When Patti Murphy came down with COVID-19 in the frightening first days of the pandemic, she had no idea what she'd be in for.
"It was a remarkable time to be sick, because no one really knew anything, to be honest," said Murphy, who ended up in the ER with breathing issues and still suffers symptoms more than a year later.
It was the fact no one had a firm grip on COVID-19 that inspired Murphy to sign up for the Stop the Spread study, a long-term research project by the Ottawa Hospital Research Institute (OHRI) and the University of Ottawa.
Launched last October, the study was originally designed to monitor antibody responses to SARS-CoV-2 in high-risk workers or people who'd already come down with the disease. Since then, Murphy and roughly 1,000 others in the Ottawa region have been sending their blood, sputum or saliva samples for analysis each month.
While the initial plan was to tease out the relationship between antibodies and how sick someone got from COVID-19, or how their body responded to the vaccine, the scope has expanded significantly, said Dr. Angela Crawley, an OHRI scientist and one of the study's co-investigators.
The research team is now about to begin following 300 people from the original cohort for another two years. They're also branching out into secondary research into the role T-cells — another integral component of the body's immune system — play in the immune response.
"There's still very much to learn," said Crawley, who's also director of biobanking for the Coronavirus Variants Rapid Response Network, a research team that brings together experts from across Canada to study the science behind COVID-19 variants.
2 combatants, 1 battle
Many people likely have a degree of awareness about antibodies — proteins created after infection or vaccination that help prevent future invasions from a pathogen — and how they can offer protection against COVID-19.
But antibodies can only destroy viruses like SARS-CoV-2 when the viruses are outside the cells they use to replicate. Once they're inside, it's the T-cells, Crawley explained, that jump into action.
"[They] actively kill in a very specific manner the cells that are infected with virus," she said. T-cells have also been shown to create a "chemical micro-environment," Crawley added, that actually fosters the creation of more antibodies.

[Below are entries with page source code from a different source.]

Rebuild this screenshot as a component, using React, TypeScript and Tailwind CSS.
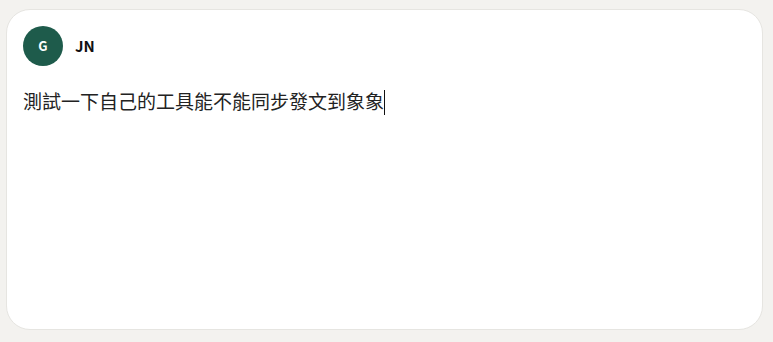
import React from 'react';

export default function App() {
  return (
    <div className="w-[773px] h-[342px] bg-[#f3f2ef] pt-[9px] pl-[6px] pr-[10px] pb-[12px]">
      <div className="h-full rounded-[24px] border border-[#e6e5e1] bg-white p-4 flex flex-col">
        {/* Author */}
        <div className="flex items-center gap-3">
          <div className="w-10 h-10 rounded-full bg-[#1e5b4b] flex items-center justify-center text-white text-[13px] font-bold font-['Noto_Sans_CJK_TC',sans-serif]">
            G
          </div>
          <span className="text-[15px] font-bold text-[#111] font-['Noto_Sans_CJK_TC',sans-serif]">JN</span>
        </div>

        {/* Editor */}
        <div className="mt-[22px] text-[19px] leading-[28px] text-[#222] font-['Noto_Sans','Noto_Sans_CJK_TC',sans-serif] flex items-center">
          <span>測試一下自己的工具能不能同步發文到象象</span>
          <span className="inline-block w-px h-[25px] bg-[#111]" />
        </div>
      </div>
    </div>
  );
}
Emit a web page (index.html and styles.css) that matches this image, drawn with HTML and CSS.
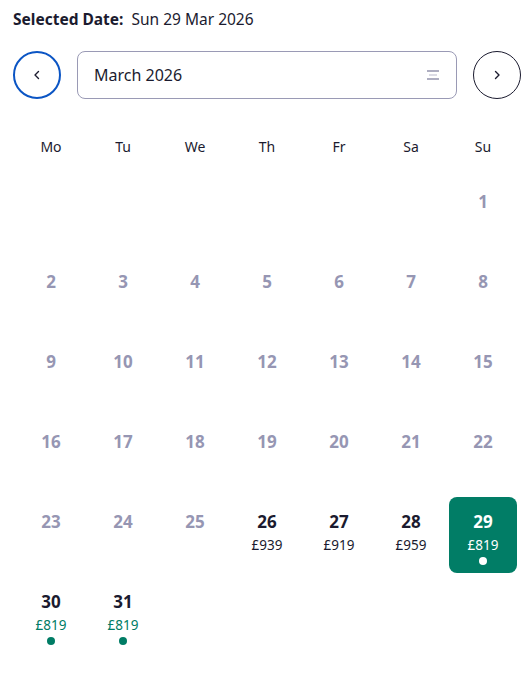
FILE: index.html
```html
<!DOCTYPE html>
<html lang="en">
<head>
<meta charset="utf-8">
<link rel="stylesheet" href="styles.css">
</head>
<body>
<div class="page">
  <div class="selected"><span class="label">Selected Date:</span> <span>Sun 29 Mar 2026</span></div>
  <div class="nav">
    <button class="circle prev" aria-label="Previous month">
      <svg width="12" height="12" viewBox="0 0 12 12"><path d="M7.5 2.5 L4 6 L7.5 9.5" fill="none" stroke="#1b1b2f" stroke-width="1.4" stroke-linecap="round" stroke-linejoin="round"/></svg>
    </button>
    <div class="month">
      <span>March 2026</span>
      <svg class="sort" width="14" height="12" viewBox="0 0 14 12"><path d="M1 2 H13" stroke="#8c8ca6" stroke-width="1.4"/><path d="M3 6 H11" stroke="#c4c4d4" stroke-width="1.2"/><path d="M1 10 H13" stroke="#8c8ca6" stroke-width="1.4"/></svg>
    </div>
    <button class="circle next" aria-label="Next month">
      <svg width="12" height="12" viewBox="0 0 12 12"><path d="M4.5 2.5 L8 6 L4.5 9.5" fill="none" stroke="#1b1b2f" stroke-width="1.4" stroke-linecap="round" stroke-linejoin="round"/></svg>
    </button>
  </div>
  <div class="grid">
    <div class="dow">Mo</div><div class="dow">Tu</div><div class="dow">We</div><div class="dow">Th</div><div class="dow">Fr</div><div class="dow">Sa</div><div class="dow">Su</div>

    <div class="cell empty"></div><div class="cell empty"></div><div class="cell empty"></div><div class="cell empty"></div><div class="cell empty"></div><div class="cell empty"></div>
    <div class="cell"><span class="num off">1</span></div>

    <div class="cell"><span class="num off">2</span></div>
    <div class="cell"><span class="num off">3</span></div>
    <div class="cell"><span class="num off">4</span></div>
    <div class="cell"><span class="num off">5</span></div>
    <div class="cell"><span class="num off">6</span></div>
    <div class="cell"><span class="num off">7</span></div>
    <div class="cell"><span class="num off">8</span></div>

    <div class="cell"><span class="num off">9</span></div>
    <div class="cell"><span class="num off">10</span></div>
    <div class="cell"><span class="num off">11</span></div>
    <div class="cell"><span class="num off">12</span></div>
    <div class="cell"><span class="num off">13</span></div>
    <div class="cell"><span class="num off">14</span></div>
    <div class="cell"><span class="num off">15</span></div>

    <div class="cell"><span class="num off">16</span></div>
    <div class="cell"><span class="num off">17</span></div>
    <div class="cell"><span class="num off">18</span></div>
    <div class="cell"><span class="num off">19</span></div>
    <div class="cell"><span class="num off">20</span></div>
    <div class="cell"><span class="num off">21</span></div>
    <div class="cell"><span class="num off">22</span></div>

    <div class="cell"><span class="num off">23</span></div>
    <div class="cell"><span class="num off">24</span></div>
    <div class="cell"><span class="num off">25</span></div>
    <div class="cell"><span class="num">26</span><span class="price">£939</span></div>
    <div class="cell"><span class="num">27</span><span class="price">£919</span></div>
    <div class="cell"><span class="num">28</span><span class="price">£959</span></div>
    <div class="cell selected-day"><span class="num">29</span><span class="price">£819</span><span class="dot"></span></div>

    <div class="cell"><span class="num">30</span><span class="price cheap">£819</span><span class="dot"></span></div>
    <div class="cell"><span class="num">31</span><span class="price cheap">£819</span><span class="dot"></span></div>
  </div>
</div>
</body>
</html>
```

FILE: styles.css
```css
* { box-sizing: border-box; }
html, body { margin: 0; padding: 0; background: #fff; }
body {
  font-family: "Noto Sans", "Open Sans", sans-serif;
  color: #1b1b2f;
}
.page {
  padding: 8px 10px 0 13px;
  width: 531px;
}
.selected {
  font-size: 15.5px;
  line-height: 22px;
}
.selected .label { font-weight: 700; margin-right: 4px; }
.nav {
  display: flex;
  align-items: center;
  gap: 16px;
  margin-top: 21px;
}
.circle {
  width: 48px;
  height: 48px;
  border-radius: 50%;
  background: #fff;
  display: flex;
  align-items: center;
  justify-content: center;
  padding: 0;
  flex: none;
}
.prev { border: 2px solid #0b55c4; }
.next { border: 1px solid #1b1b2f; }
.month {
  flex: 1;
  height: 48px;
  border: 1px solid #9a9ab5;
  border-radius: 8px;
  display: flex;
  align-items: center;
  justify-content: space-between;
  padding: 0 16px 0 16px;
  font-size: 16px;
}
.grid {
  display: grid;
  grid-template-columns: repeat(7, 68px);
  column-gap: 4px;
  row-gap: 4px;
  margin-left: 4px;
  margin-top: 36px;
}
.dow {
  text-align: center;
  font-size: 14px;
  line-height: 24px;
  margin-bottom: 14px;
}
.cell {
  height: 76px;
  border-radius: 8px;
  display: flex;
  flex-direction: column;
  align-items: center;
  padding-top: 14px;
}
.num {
  font-size: 17px;
  font-weight: 700;
  line-height: 22px;
}
.num.off { color: #9696b3; }
.price {
  font-size: 13.5px;
  line-height: 18px;
  margin-top: 3px;
}
.price.cheap { color: #007c65; }
.dot {
  width: 8px;
  height: 8px;
  border-radius: 50%;
  background: #007c65;
  margin-top: 3px;
}
.selected-day {
  background: #017d66;
  color: #fff;
}
.selected-day .dot { background: #fff; }
```
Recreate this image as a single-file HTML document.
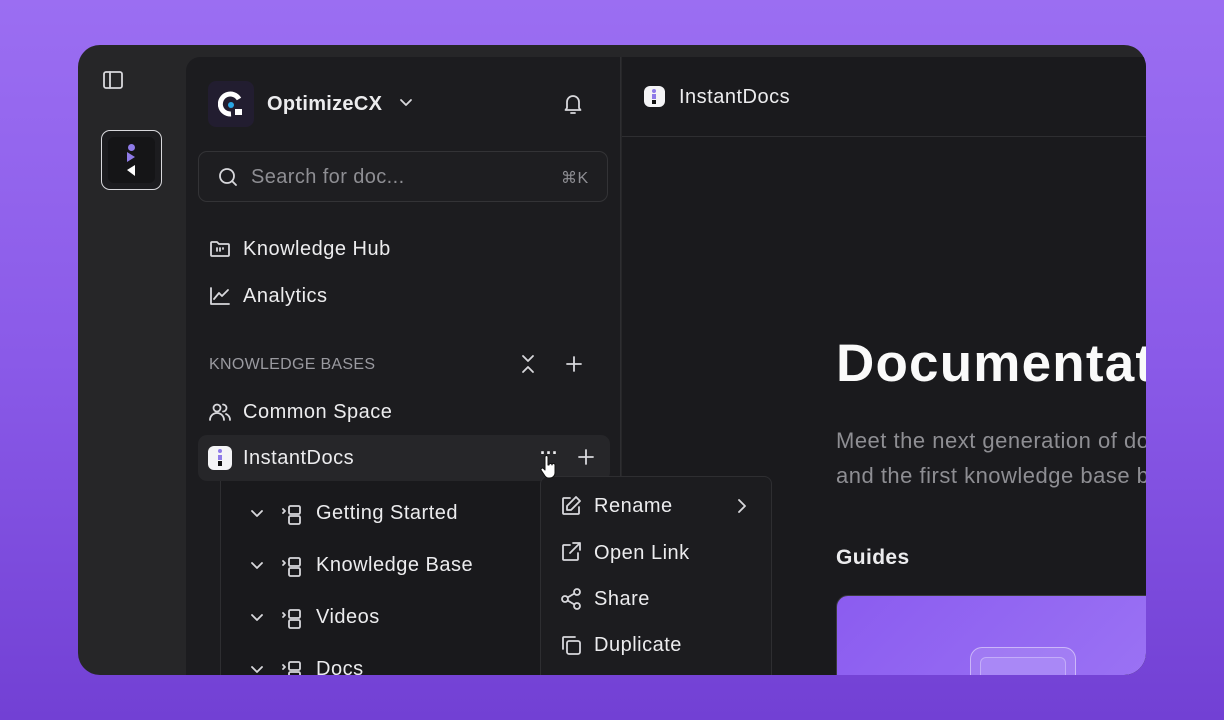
<!DOCTYPE html>
<html><head><meta charset="utf-8"><style>
*{margin:0;padding:0;box-sizing:border-box}
body{width:1224px;height:720px;overflow:hidden;font-family:"Liberation Sans",sans-serif;background:linear-gradient(180deg,#9b6ef2 0%,#8a5ae8 50%,#7240d4 100%);position:relative}
.win{position:absolute;left:78px;top:45px;width:1068px;height:630px;border-radius:22px;background:#262628;overflow:hidden}
.side{position:absolute;left:108px;top:12px;width:435px;height:630px;background:#1c1c1f;border-top-left-radius:14px;border-right:1px solid #2e2e31}
.main{position:absolute;left:544px;top:12px;width:600px;height:630px;background:#1a1a1d}
.t{position:absolute;color:#ececee;font-size:20px;white-space:nowrap;letter-spacing:0.5px;margin-top:1px}
svg{position:absolute;fill:none;stroke:#d8d8dc;stroke-width:1.8;stroke-linecap:round;stroke-linejoin:round}
</style></head><body>
<div class="win">
<svg style="left:24px;top:25px" width="22" height="20" viewBox="0 0 22 20"><rect x="2" y="2" width="18" height="16" rx="2"/><line x1="8" y1="2" x2="8" y2="18"/></svg>
<div style="position:absolute;left:23px;top:85px;width:61px;height:60px;border:1.5px solid #d8d8dc;border-radius:9px;background:#1c1c1f"></div>
<div style="position:absolute;left:30px;top:92px;width:47px;height:46px;border-radius:6px;background:#151517"></div>
<div style="position:absolute;left:50px;top:99px;width:7px;height:7px;border-radius:50%;background:#8f7be8"></div>
<svg style="left:47px;top:107px;stroke:none" width="12" height="26" viewBox="0 0 12 26"><path d="M2 0 L10 5 L2 10Z" fill="#8f7be8"/><path d="M10 13 L2 18 L10 24Z" fill="#fff"/></svg>

<div class="side">
<div style="position:absolute;left:22px;top:24px;width:46px;height:46px;border-radius:8px;background:#221d30"></div>
<svg style="left:32px;top:34px" width="26" height="26" viewBox="0 0 26 26"><path d="M21 8 A10 10 0 1 0 13 23" stroke="#fff" stroke-width="5" stroke-linecap="butt"/><circle cx="13" cy="14" r="3" fill="#2aa7e6" stroke="none"/><rect x="17" y="18" width="7" height="6" fill="#fff" stroke="none"/></svg>
<div class="t" style="left:81px;top:35px;font-weight:bold;font-size:20px;letter-spacing:0.3px">OptimizeCX</div>
<svg style="left:212px;top:40px" width="16" height="12" viewBox="0 0 16 12"><path d="M3 3 L8 8 L13 3"/></svg>
<svg style="left:375px;top:35px" width="24" height="24" viewBox="0 0 24 24"><path d="M6 16 V10 a6 6 0 0 1 12 0 V16 L19.5 18 H4.5Z"/><path d="M10 21 h4"/></svg>
<div style="position:absolute;left:12px;top:94px;width:410px;height:51px;border:1px solid #333336;border-radius:9px;background:#1e1e21"></div>
<svg style="left:30px;top:108px" width="24" height="24" viewBox="0 0 24 24"><circle cx="11" cy="11" r="7"/><path d="M16 16 L20 20"/></svg>
<div class="t" style="left:65px;top:108px;color:#8e8e93;font-size:20px;letter-spacing:0.4px">Search for doc...</div>
<div class="t" style="left:375px;top:110px;color:#8e8e93;font-size:16px">⌘K</div>
<svg style="left:22px;top:180px" width="24" height="24" viewBox="0 0 24 24"><path d="M3 6 a1 1 0 0 1 1-1 h5 l2 2 h9 a1 1 0 0 1 1 1 v10 a1 1 0 0 1-1 1 H4 a1 1 0 0 1-1-1Z"/><path d="M9 11v3M12 11v3M15 11v1"/></svg>
<div class="t" style="left:57px;top:180px">Knowledge Hub</div>
<svg style="left:22px;top:227px" width="24" height="24" viewBox="0 0 24 24"><path d="M3 4 V20 H21"/><path d="M6 15 L11 9 L14 12 L20 6"/></svg>
<div class="t" style="left:57px;top:227px">Analytics</div>
<div class="t" style="left:23px;top:298px;color:#9a9aa0;font-size:16px;letter-spacing:0.3px">KNOWLEDGE BASES</div>
<svg style="left:332px;top:296px" width="20" height="22" viewBox="0 0 20 22"><path d="M5 3 L10 8 L15 3M5 19 L10 14 L15 19"/></svg>
<svg style="left:378px;top:297px" width="20" height="20" viewBox="0 0 20 20"><path d="M10 3v14M3 10h14"/></svg>
<svg style="left:22px;top:343px" width="24" height="24" viewBox="0 0 24 24"><circle cx="9" cy="8" r="3.5"/><path d="M2 20 a7 7 0 0 1 14 0"/><path d="M15 4.5 a3.5 3.5 0 0 1 0 7M18 14 a6 6 0 0 1 4 6"/></svg>
<div class="t" style="left:57px;top:343px">Common Space</div>
<div style="position:absolute;left:12px;top:378px;width:412px;height:46px;border-radius:9px;background:#262629"></div>
<div style="position:absolute;left:22px;top:389px;width:24px;height:24px;border-radius:6px;background:#f4f4f6"></div>
<div style="position:absolute;left:32px;top:392px;width:4px;height:4px;border-radius:50%;background:#8f7be8"></div>
<div style="position:absolute;left:32px;top:398px;width:4px;height:5px;background:#8f7be8"></div>
<div style="position:absolute;left:32px;top:404px;width:4px;height:5px;background:#111"></div>
<div class="t" style="left:57px;top:389px;font-weight:500">InstantDocs</div>
<div class="t" style="left:354px;top:385px;font-size:18px;font-weight:bold;letter-spacing:0">···</div>
<svg style="left:390px;top:390px" width="20" height="20" viewBox="0 0 20 20"><path d="M10 3v14M3 10h14"/></svg>
<div style="position:absolute;left:34px;top:424px;width:1px;height:206px;background:#2e2e31"></div>
<div style="position:absolute;left:35px;top:424px;width:400px;height:206px;background:#19191c"></div>
<svg style="left:62px;top:448px" width="18" height="18" viewBox="0 0 18 18"><path d="M4 6 L9 11 L14 6"/></svg>
<svg style="left:94px;top:446px" width="24" height="24" viewBox="0 0 24 24"><path d="M3 6 L5 8 L3 10"/><rect x="9" y="3" width="11" height="8" rx="1.5"/><rect x="9" y="13" width="11" height="8" rx="1.5"/></svg>
<div class="t" style="left:130px;top:444px">Getting Started</div>
<svg style="left:62px;top:500px" width="18" height="18" viewBox="0 0 18 18"><path d="M4 6 L9 11 L14 6"/></svg>
<svg style="left:94px;top:498px" width="24" height="24" viewBox="0 0 24 24"><path d="M3 6 L5 8 L3 10"/><rect x="9" y="3" width="11" height="8" rx="1.5"/><rect x="9" y="13" width="11" height="8" rx="1.5"/></svg>
<div class="t" style="left:130px;top:496px">Knowledge Base</div>
<svg style="left:62px;top:552px" width="18" height="18" viewBox="0 0 18 18"><path d="M4 6 L9 11 L14 6"/></svg>
<svg style="left:94px;top:550px" width="24" height="24" viewBox="0 0 24 24"><path d="M3 6 L5 8 L3 10"/><rect x="9" y="3" width="11" height="8" rx="1.5"/><rect x="9" y="13" width="11" height="8" rx="1.5"/></svg>
<div class="t" style="left:130px;top:548px">Videos</div>
<svg style="left:62px;top:604px" width="18" height="18" viewBox="0 0 18 18"><path d="M4 6 L9 11 L14 6"/></svg>
<svg style="left:94px;top:602px" width="24" height="24" viewBox="0 0 24 24"><path d="M3 6 L5 8 L3 10"/><rect x="9" y="3" width="11" height="8" rx="1.5"/><rect x="9" y="13" width="11" height="8" rx="1.5"/></svg>
<div class="t" style="left:130px;top:600px">Docs</div>
</div>

<div class="main">
<div style="position:absolute;left:0;top:79px;width:600px;height:1px;background:#2e2e31"></div>
<div style="position:absolute;left:22px;top:29px;width:21px;height:21px;border-radius:6px;background:#f4f4f6"></div>
<div style="position:absolute;left:30px;top:32px;width:4px;height:4px;border-radius:50%;background:#8f7be8"></div>
<div style="position:absolute;left:30px;top:37px;width:4px;height:5px;background:#8f7be8"></div>
<div style="position:absolute;left:30px;top:43px;width:4px;height:4px;background:#111"></div>
<div class="t" style="left:57px;top:28px;font-size:20px;letter-spacing:0.5px">InstantDocs</div>
<div class="t" style="left:214px;top:275px;font-size:53px;font-weight:bold;color:#fafafa;letter-spacing:1.2px">Documentation</div>
<div class="t" style="left:214px;top:365px;font-size:22px;color:#8e8e93;line-height:35px;letter-spacing:0.5px">Meet the next generation of documentation<br>and the first knowledge base built for AI</div>
<div class="t" style="left:214px;top:488px;font-size:21px;font-weight:bold;letter-spacing:0.4px">Guides</div>
<div style="position:absolute;left:214px;top:538px;width:420px;height:120px;border-radius:12px;background:linear-gradient(135deg,#8b5cf0,#a07af5);border:1px solid #3a3a3e"></div>
<div style="position:absolute;left:348px;top:590px;width:106px;height:60px;border-radius:12px;border:1.5px solid rgba(255,255,255,.45);background:rgba(255,255,255,.12)"></div>
<div style="position:absolute;left:358px;top:600px;width:86px;height:40px;border-radius:6px;background:#a988f6;border:1px solid rgba(255,255,255,.3)"></div>
</div>

<div style="position:absolute;left:462px;top:431px;width:232px;height:220px;background:#1c1c1f;border:1px solid #2e2e31;border-radius:8px"></div>
<svg style="left:481px;top:449px" width="24" height="24" viewBox="0 0 24 24"><path d="M11 4 H5 a1 1 0 0 0-1 1 v14 a1 1 0 0 0 1 1 h14 a1 1 0 0 0 1-1 v-6"/><path d="M17 3 L21 7 L12 16 H8 V12Z"/></svg>
<div class="t" style="left:516px;top:449px">Rename</div>
<svg style="left:655px;top:451px" width="18" height="20" viewBox="0 0 18 20"><path d="M6 4 L12 10 L6 16"/></svg>
<svg style="left:481px;top:495px" width="24" height="24" viewBox="0 0 24 24"><path d="M11 5 H5 a1 1 0 0 0-1 1 v13 a1 1 0 0 0 1 1 h13 a1 1 0 0 0 1-1 v-6"/><path d="M14 3 H21 V10M21 3 L11 13"/></svg>
<div class="t" style="left:516px;top:496px">Open Link</div>
<svg style="left:481px;top:542px" width="24" height="24" viewBox="0 0 24 24"><circle cx="18" cy="5" r="3"/><circle cx="6" cy="12" r="3"/><circle cx="18" cy="19" r="3"/><path d="M8.6 13.5 L15.4 17.5M15.4 6.5 L8.6 10.5"/></svg>
<div class="t" style="left:516px;top:542px">Share</div>
<svg style="left:481px;top:588px" width="24" height="24" viewBox="0 0 24 24"><rect x="8" y="8" width="13" height="13" rx="2"/><path d="M4 16 V5 a1 1 0 0 1 1-1 h11"/></svg>
<div class="t" style="left:516px;top:588px">Duplicate</div>
<svg style="left:462px;top:410px;stroke:#111;stroke-width:1;fill:#fff" width="18" height="24" viewBox="0 0 18 24"><path d="M5 2 a1.5 1.5 0 0 1 3 0 V10 h1 a1.5 1.5 0 0 1 3 0 a1.5 1.5 0 0 1 3 0 V18 a5 5 0 0 1-5 5 H9 a5 5 0 0 1-4-2 L1 15 a1.5 1.5 0 0 1 2.5-1.5 L5 15Z"/></svg>
</div>
</body></html>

The hope is that by now studying both T-cells and antibody responses over the long term, and the delicate interplay between them, researchers will be able to design hardy vaccines that can safeguard against future variants, Crawley said.
"We know [T-cells] work in a very co-ordinated manner to drive quality antibody responses. We believe this is very important information that can help us tailor future vaccines [and] understand how well the vaccines are working."
Compelled to help
After getting sick, Murphy dutifully submitted blood and saliva samples for 10 months, getting access to data about her own antibodies in return.
That gave her insight into how her own immune system adapted and responded over time, from her initial infection up through her vaccination.
"The whole fear related to COVID is the uncertainty. And just even getting my results every month and seeing my antibodies were there [was a relief]," said Murphy.
Like Murphy, retired Ottawa couple Jim and Christine Bonta also fell ill early in the pandemic, after being stuck on board a cruise ship off the coast of South America.
We're both really happy to be involved in our own little way, making a contribution that will advance knowledge about COVID. - Jim Bonta
They also felt compelled to sign up.
"I had worked in health care all my life, and Jim had been a researcher all his career. So that was important for us, to participate," said Christine.
"We're both really happy to be involved in our own little way, making a contribution that will advance knowledge about COVID," Jim added.
Crawley said the "thousands and thousands of specimens" collected over the course of the Stop the Spread study from people like Murphy and the Bontas also meant researchers could establish a baseline for antibody and T-cell responses before COVID-19 vaccines came out — something post-vaccination studies won't necessarily have.
It all means the participants make up "one of the most valuable cohorts in the country," she said. Modelling already suggests a person's experience with a run-of-the-mill seasonal cold caused by a coronavirus may determine how sick they get from COVID-19, Crawley said.
For Murphy, hearing those sorts of comments far outweighs any mild discomfort from taking part.
"You pricked your finger once a month and spit into a tube. It wasn't too much," she said. "Knowing that they can even have that data, and they can compare perhaps my [case] to people who have been infected more recently ... it feels really good to have been part of it."